Source data:
* Start *

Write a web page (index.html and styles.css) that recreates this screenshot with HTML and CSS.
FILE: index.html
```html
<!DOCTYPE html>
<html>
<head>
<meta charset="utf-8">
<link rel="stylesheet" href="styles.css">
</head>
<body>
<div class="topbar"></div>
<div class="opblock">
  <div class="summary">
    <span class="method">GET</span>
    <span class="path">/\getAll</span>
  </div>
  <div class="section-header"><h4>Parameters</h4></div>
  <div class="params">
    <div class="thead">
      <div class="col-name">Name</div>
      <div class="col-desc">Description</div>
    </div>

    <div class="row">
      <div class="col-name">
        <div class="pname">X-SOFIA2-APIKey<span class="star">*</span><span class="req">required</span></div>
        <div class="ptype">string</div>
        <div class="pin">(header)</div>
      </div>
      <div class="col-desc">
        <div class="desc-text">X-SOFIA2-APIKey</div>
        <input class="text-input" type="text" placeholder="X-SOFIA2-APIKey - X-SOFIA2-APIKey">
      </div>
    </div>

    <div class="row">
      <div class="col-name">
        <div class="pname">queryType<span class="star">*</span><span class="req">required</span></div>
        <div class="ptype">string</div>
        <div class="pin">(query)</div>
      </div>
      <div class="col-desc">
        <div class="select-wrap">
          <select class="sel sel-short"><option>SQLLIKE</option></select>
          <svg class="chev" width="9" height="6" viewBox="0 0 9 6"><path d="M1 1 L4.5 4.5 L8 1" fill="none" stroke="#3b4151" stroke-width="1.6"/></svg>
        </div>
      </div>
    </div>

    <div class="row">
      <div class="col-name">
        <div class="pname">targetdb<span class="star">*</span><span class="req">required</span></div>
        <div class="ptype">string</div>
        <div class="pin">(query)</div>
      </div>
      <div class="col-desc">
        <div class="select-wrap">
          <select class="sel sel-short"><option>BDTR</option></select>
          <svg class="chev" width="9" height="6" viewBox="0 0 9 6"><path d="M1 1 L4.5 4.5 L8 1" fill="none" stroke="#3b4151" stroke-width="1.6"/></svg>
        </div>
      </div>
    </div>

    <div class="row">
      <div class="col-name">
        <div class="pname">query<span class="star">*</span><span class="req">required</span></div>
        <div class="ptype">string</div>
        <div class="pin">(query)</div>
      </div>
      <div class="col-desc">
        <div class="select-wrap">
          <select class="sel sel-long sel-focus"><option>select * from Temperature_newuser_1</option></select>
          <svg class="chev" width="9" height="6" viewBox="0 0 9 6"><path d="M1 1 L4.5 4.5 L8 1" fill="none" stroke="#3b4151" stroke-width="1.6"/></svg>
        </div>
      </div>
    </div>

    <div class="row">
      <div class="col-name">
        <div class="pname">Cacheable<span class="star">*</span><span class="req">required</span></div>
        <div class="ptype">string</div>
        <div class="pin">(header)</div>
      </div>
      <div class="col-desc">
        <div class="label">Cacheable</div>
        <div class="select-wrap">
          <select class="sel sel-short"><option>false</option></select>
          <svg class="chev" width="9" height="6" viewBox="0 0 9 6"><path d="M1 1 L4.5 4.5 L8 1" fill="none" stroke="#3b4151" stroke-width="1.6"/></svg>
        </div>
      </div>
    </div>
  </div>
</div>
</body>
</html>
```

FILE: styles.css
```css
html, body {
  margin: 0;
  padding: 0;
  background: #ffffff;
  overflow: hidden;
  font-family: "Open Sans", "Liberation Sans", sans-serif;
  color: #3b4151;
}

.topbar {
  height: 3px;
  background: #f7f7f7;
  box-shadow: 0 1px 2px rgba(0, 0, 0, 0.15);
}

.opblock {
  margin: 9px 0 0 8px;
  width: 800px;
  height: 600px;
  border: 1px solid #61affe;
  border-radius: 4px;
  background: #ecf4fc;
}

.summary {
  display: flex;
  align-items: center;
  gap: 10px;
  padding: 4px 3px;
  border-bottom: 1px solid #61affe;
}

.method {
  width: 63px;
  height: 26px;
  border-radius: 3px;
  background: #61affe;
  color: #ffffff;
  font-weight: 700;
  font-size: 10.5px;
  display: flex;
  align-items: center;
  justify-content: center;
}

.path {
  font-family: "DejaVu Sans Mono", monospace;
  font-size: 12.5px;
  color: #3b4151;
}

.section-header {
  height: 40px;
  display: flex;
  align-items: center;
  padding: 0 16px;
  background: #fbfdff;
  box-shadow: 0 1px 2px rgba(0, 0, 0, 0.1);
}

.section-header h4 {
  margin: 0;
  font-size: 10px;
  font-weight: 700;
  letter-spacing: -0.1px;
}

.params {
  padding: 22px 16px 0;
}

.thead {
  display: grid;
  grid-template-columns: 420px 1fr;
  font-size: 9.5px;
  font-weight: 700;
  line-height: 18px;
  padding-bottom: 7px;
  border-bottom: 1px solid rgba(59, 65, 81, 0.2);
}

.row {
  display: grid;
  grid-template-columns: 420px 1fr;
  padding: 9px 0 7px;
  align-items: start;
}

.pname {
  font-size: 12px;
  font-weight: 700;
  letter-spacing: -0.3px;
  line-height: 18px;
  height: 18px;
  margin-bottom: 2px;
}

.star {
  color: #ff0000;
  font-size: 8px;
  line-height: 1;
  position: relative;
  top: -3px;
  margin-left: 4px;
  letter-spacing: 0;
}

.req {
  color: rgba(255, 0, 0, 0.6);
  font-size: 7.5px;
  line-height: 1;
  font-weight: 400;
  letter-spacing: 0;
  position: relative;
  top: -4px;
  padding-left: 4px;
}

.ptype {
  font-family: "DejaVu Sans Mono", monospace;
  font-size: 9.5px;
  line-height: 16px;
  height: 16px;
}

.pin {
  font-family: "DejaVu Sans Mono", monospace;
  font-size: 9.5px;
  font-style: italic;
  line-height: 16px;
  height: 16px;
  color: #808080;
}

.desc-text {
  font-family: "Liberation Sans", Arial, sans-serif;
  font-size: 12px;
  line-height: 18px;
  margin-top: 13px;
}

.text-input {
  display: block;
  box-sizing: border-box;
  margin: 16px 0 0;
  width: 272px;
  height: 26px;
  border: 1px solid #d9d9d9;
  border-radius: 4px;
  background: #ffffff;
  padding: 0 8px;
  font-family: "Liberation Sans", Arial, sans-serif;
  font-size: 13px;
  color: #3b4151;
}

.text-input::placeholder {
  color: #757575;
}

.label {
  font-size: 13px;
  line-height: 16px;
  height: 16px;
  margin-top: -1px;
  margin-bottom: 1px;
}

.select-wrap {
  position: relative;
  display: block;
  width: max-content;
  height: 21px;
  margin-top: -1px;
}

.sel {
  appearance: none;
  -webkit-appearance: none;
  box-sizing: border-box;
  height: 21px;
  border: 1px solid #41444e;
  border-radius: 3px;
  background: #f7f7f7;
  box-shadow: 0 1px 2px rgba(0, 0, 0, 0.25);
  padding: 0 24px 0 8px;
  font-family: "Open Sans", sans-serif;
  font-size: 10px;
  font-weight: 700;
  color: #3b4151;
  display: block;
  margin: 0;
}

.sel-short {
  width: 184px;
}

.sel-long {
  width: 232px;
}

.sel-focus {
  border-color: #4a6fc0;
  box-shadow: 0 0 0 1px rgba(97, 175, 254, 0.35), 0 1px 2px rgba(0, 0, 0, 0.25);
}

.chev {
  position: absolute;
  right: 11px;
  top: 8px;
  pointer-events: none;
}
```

* End *

What is required:
Transcribe all of the material exactly. Omit nothing.

Task answer:
Write a web page (index.html and styles.css) that recreates this screenshot with HTML and CSS.
FILE: index.html
```html
<!DOCTYPE html>
<html>
<head>
<meta charset="utf-8">
<link rel="stylesheet" href="styles.css">
</head>
<body>
<div class="topbar"></div>
<div class="opblock">
  <div class="summary">
    <span class="method">GET</span>
    <span class="path">/\getAll</span>
  </div>
  <div class="section-header"><h4>Parameters</h4></div>
  <div class="params">
    <div class="thead">
      <div class="col-name">Name</div>
      <div class="col-desc">Description</div>
    </div>

    <div class="row">
      <div class="col-name">
        <div class="pname">X-SOFIA2-APIKey<span class="star">*</span><span class="req">required</span></div>
        <div class="ptype">string</div>
        <div class="pin">(header)</div>
      </div>
      <div class="col-desc">
        <div class="desc-text">X-SOFIA2-APIKey</div>
        <input class="text-input" type="text" placeholder="X-SOFIA2-APIKey - X-SOFIA2-APIKey">
      </div>
    </div>

    <div class="row">
      <div class="col-name">
        <div class="pname">queryType<span class="star">*</span><span class="req">required</span></div>
        <div class="ptype">string</div>
        <div class="pin">(query)</div>
      </div>
      <div class="col-desc">
        <div class="select-wrap">
          <select class="sel sel-short"><option>SQLLIKE</option></select>
          <svg class="chev" width="9" height="6" viewBox="0 0 9 6"><path d="M1 1 L4.5 4.5 L8 1" fill="none" stroke="#3b4151" stroke-width="1.6"/></svg>
        </div>
      </div>
    </div>

    <div class="row">
      <div class="col-name">
        <div class="pname">targetdb<span class="star">*</span><span class="req">required</span></div>
        <div class="ptype">string</div>
        <div class="pin">(query)</div>
      </div>
      <div class="col-desc">
        <div class="select-wrap">
          <select class="sel sel-short"><option>BDTR</option></select>
          <svg class="chev" width="9" height="6" viewBox="0 0 9 6"><path d="M1 1 L4.5 4.5 L8 1" fill="none" stroke="#3b4151" stroke-width="1.6"/></svg>
        </div>
      </div>
    </div>

    <div class="row">
      <div class="col-name">
        <div class="pname">query<span class="star">*</span><span class="req">required</span></div>
        <div class="ptype">string</div>
        <div class="pin">(query)</div>
      </div>
      <div class="col-desc">
        <div class="select-wrap">
          <select class="sel sel-long sel-focus"><option>select * from Temperature_newuser_1</option></select>
          <svg class="chev" width="9" height="6" viewBox="0 0 9 6"><path d="M1 1 L4.5 4.5 L8 1" fill="none" stroke="#3b4151" stroke-width="1.6"/></svg>
        </div>
      </div>
    </div>

    <div class="row">
      <div class="col-name">
        <div class="pname">Cacheable<span class="star">*</span><span class="req">required</span></div>
        <div class="ptype">string</div>
        <div class="pin">(header)</div>
      </div>
      <div class="col-desc">
        <div class="label">Cacheable</div>
        <div class="select-wrap">
          <select class="sel sel-short"><option>false</option></select>
          <svg class="chev" width="9" height="6" viewBox="0 0 9 6"><path d="M1 1 L4.5 4.5 L8 1" fill="none" stroke="#3b4151" stroke-width="1.6"/></svg>
        </div>
      </div>
    </div>
  </div>
</div>
</body>
</html>
```

FILE: styles.css
```css
html, body {
  margin: 0;
  padding: 0;
  background: #ffffff;
  overflow: hidden;
  font-family: "Open Sans", "Liberation Sans", sans-serif;
  color: #3b4151;
}

.topbar {
  height: 3px;
  background: #f7f7f7;
  box-shadow: 0 1px 2px rgba(0, 0, 0, 0.15);
}

.opblock {
  margin: 9px 0 0 8px;
  width: 800px;
  height: 600px;
  border: 1px solid #61affe;
  border-radius: 4px;
  background: #ecf4fc;
}

.summary {
  display: flex;
  align-items: center;
  gap: 10px;
  padding: 4px 3px;
  border-bottom: 1px solid #61affe;
}

.method {
  width: 63px;
  height: 26px;
  border-radius: 3px;
  background: #61affe;
  color: #ffffff;
  font-weight: 700;
  font-size: 10.5px;
  display: flex;
  align-items: center;
  justify-content: center;
}

.path {
  font-family: "DejaVu Sans Mono", monospace;
  font-size: 12.5px;
  color: #3b4151;
}

.section-header {
  height: 40px;
  display: flex;
  align-items: center;
  padding: 0 16px;
  background: #fbfdff;
  box-shadow: 0 1px 2px rgba(0, 0, 0, 0.1);
}

.section-header h4 {
  margin: 0;
  font-size: 10px;
  font-weight: 700;
  letter-spacing: -0.1px;
}

.params {
  padding: 22px 16px 0;
}

.thead {
  display: grid;
  grid-template-columns: 420px 1fr;
  font-size: 9.5px;
  font-weight: 700;
  line-height: 18px;
  padding-bottom: 7px;
  border-bottom: 1px solid rgba(59, 65, 81, 0.2);
}

.row {
  display: grid;
  grid-template-columns: 420px 1fr;
  padding: 9px 0 7px;
  align-items: start;
}

.pname {
  font-size: 12px;
  font-weight: 700;
  letter-spacing: -0.3px;
  line-height: 18px;
  height: 18px;
  margin-bottom: 2px;
}

.star {
  color: #ff0000;
  font-size: 8px;
  line-height: 1;
  position: relative;
  top: -3px;
  margin-left: 4px;
  letter-spacing: 0;
}

.req {
  color: rgba(255, 0, 0, 0.6);
  font-size: 7.5px;
  line-height: 1;
  font-weight: 400;
  letter-spacing: 0;
  position: relative;
  top: -4px;
  padding-left: 4px;
}

.ptype {
  font-family: "DejaVu Sans Mono", monospace;
  font-size: 9.5px;
  line-height: 16px;
  height: 16px;
}

.pin {
  font-family: "DejaVu Sans Mono", monospace;
  font-size: 9.5px;
  font-style: italic;
  line-height: 16px;
  height: 16px;
  color: #808080;
}

.desc-text {
  font-family: "Liberation Sans", Arial, sans-serif;
  font-size: 12px;
  line-height: 18px;
  margin-top: 13px;
}

.text-input {
  display: block;
  box-sizing: border-box;
  margin: 16px 0 0;
  width: 272px;
  height: 26px;
  border: 1px solid #d9d9d9;
  border-radius: 4px;
  background: #ffffff;
  padding: 0 8px;
  font-family: "Liberation Sans", Arial, sans-serif;
  font-size: 13px;
  color: #3b4151;
}

.text-input::placeholder {
  color: #757575;
}

.label {
  font-size: 13px;
  line-height: 16px;
  height: 16px;
  margin-top: -1px;
  margin-bottom: 1px;
}

.select-wrap {
  position: relative;
  display: block;
  width: max-content;
  height: 21px;
  margin-top: -1px;
}

.sel {
  appearance: none;
  -webkit-appearance: none;
  box-sizing: border-box;
  height: 21px;
  border: 1px solid #41444e;
  border-radius: 3px;
  background: #f7f7f7;
  box-shadow: 0 1px 2px rgba(0, 0, 0, 0.25);
  padding: 0 24px 0 8px;
  font-family: "Open Sans", sans-serif;
  font-size: 10px;
  font-weight: 700;
  color: #3b4151;
  display: block;
  margin: 0;
}

.sel-short {
  width: 184px;
}

.sel-long {
  width: 232px;
}

.sel-focus {
  border-color: #4a6fc0;
  box-shadow: 0 0 0 1px rgba(97, 175, 254, 0.35), 0 1px 2px rgba(0, 0, 0, 0.25);
}

.chev {
  position: absolute;
  right: 11px;
  top: 8px;
  pointer-events: none;
}
```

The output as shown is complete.